On Monday, July 13, 2020, NPR broke the story that more than 1,200 current employees at the Centers for Disease Control and Prevention signed a letter calling for the federal agency to address “ongoing and recurring acts of racism and discrimination” against Black employees. NPR contributors Selena Simmons-Duffin and Pien Huang note, “The letter offers a rare glimpse inside a famously opaque federal agency, where career staff often work for decades and information is carefully filtered to the public through the press office.”
The internally circulated letter received signatures from 10% of the organization’s 11,000-person workforce as of July 14. In the letter, the signatories lay out seven demands to address issues of racism, such as reviewing outstanding equal employment opportunity complaints, increasing diversity among senior leadership, and most importantly declaring racism a public health crisis. This letter arrives following public outrage over the silence of the organization in publishing official data on racial disparities in COVID-19 transmissions, illnesses and deaths.
In order to maintain unified messaging on disease control and prevention for American policymakers and the public, the CDC aims to limit the release of information from its employees to put the focus on official organizational messaging. In recent years this control over the release of employee information has tightened.

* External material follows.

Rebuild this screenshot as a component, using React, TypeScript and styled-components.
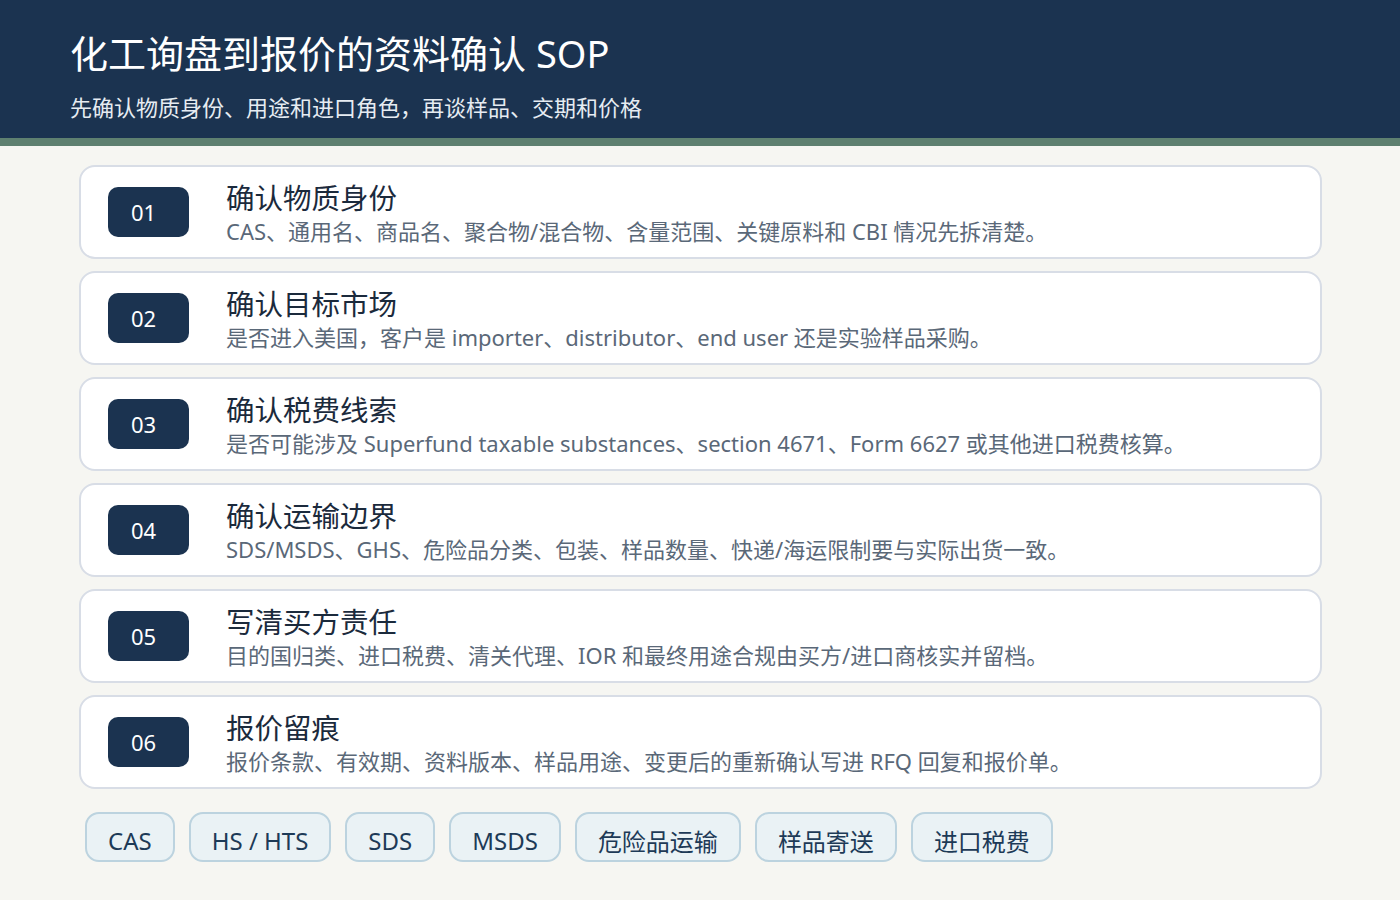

In September 2017, Sam Baker, a reporter at Axios, published an internal CDC email by public affairs officer Jeffrey Lancashire, which read, “Effective immediately and until further notice, any and all correspondence with any member of the news media, regardless of the nature of the inquiry, must be cleared through CDC’s Atlanta Communications Office.” This email formalized the CDC’s position on silencing the voices of individual scientists within the organization.
The CDC website currently makes clear that scientists are only available to journalists following the approval by a CDC press officer.
The anonymous release of this letter provides a unique view into the inner workings of the Centers for Disease Control and Prevention. In recent years scientists have followed agency protocol to hold restraint in speaking with the media. However, the release of this letter could signify an increasing non-compliance with this policy. As the COVID-19 pandemic continues to rage through the United States, and Americans stand divided on how to address the mounting case numbers, disgruntled scientists may begin to take action to report their findings when the CDC refuses to do so.